#### Stated task
Please transcribe the listing below in full and word for word, without its pictures.

#### Supplied data
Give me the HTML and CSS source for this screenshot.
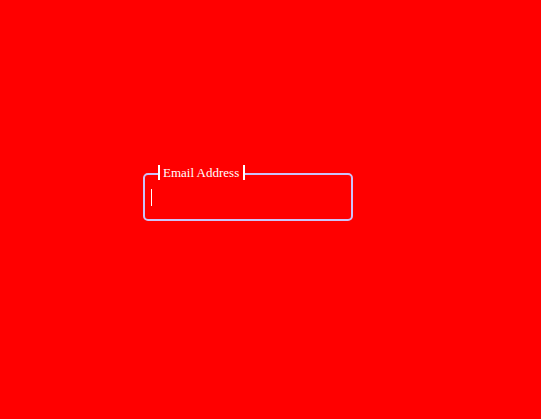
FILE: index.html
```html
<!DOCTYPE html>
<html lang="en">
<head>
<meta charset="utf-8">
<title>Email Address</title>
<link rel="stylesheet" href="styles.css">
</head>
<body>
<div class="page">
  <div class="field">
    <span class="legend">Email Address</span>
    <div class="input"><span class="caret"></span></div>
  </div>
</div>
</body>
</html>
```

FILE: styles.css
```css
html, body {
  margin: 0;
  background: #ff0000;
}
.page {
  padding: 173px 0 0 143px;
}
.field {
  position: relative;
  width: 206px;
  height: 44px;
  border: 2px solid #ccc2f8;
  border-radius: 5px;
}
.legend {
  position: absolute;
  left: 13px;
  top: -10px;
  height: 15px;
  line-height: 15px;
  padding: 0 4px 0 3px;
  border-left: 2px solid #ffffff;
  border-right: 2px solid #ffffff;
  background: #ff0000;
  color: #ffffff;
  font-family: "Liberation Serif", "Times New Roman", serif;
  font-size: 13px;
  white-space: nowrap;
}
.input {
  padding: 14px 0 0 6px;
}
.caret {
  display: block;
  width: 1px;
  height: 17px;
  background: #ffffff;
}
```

#### Correct answer
Give me the HTML and CSS source for this screenshot.
FILE: index.html
```html
<!DOCTYPE html>
<html lang="en">
<head>
<meta charset="utf-8">
<title>Email Address</title>
<link rel="stylesheet" href="styles.css">
</head>
<body>
<div class="page">
  <div class="field">
    <span class="legend">Email Address</span>
    <div class="input"><span class="caret"></span></div>
  </div>
</div>
</body>
</html>
```

FILE: styles.css
```css
html, body {
  margin: 0;
  background: #ff0000;
}
.page {
  padding: 173px 0 0 143px;
}
.field {
  position: relative;
  width: 206px;
  height: 44px;
  border: 2px solid #ccc2f8;
  border-radius: 5px;
}
.legend {
  position: absolute;
  left: 13px;
  top: -10px;
  height: 15px;
  line-height: 15px;
  padding: 0 4px 0 3px;
  border-left: 2px solid #ffffff;
  border-right: 2px solid #ffffff;
  background: #ff0000;
  color: #ffffff;
  font-family: "Liberation Serif", "Times New Roman", serif;
  font-size: 13px;
  white-space: nowrap;
}
.input {
  padding: 14px 0 0 6px;
}
.caret {
  display: block;
  width: 1px;
  height: 17px;
  background: #ffffff;
}
```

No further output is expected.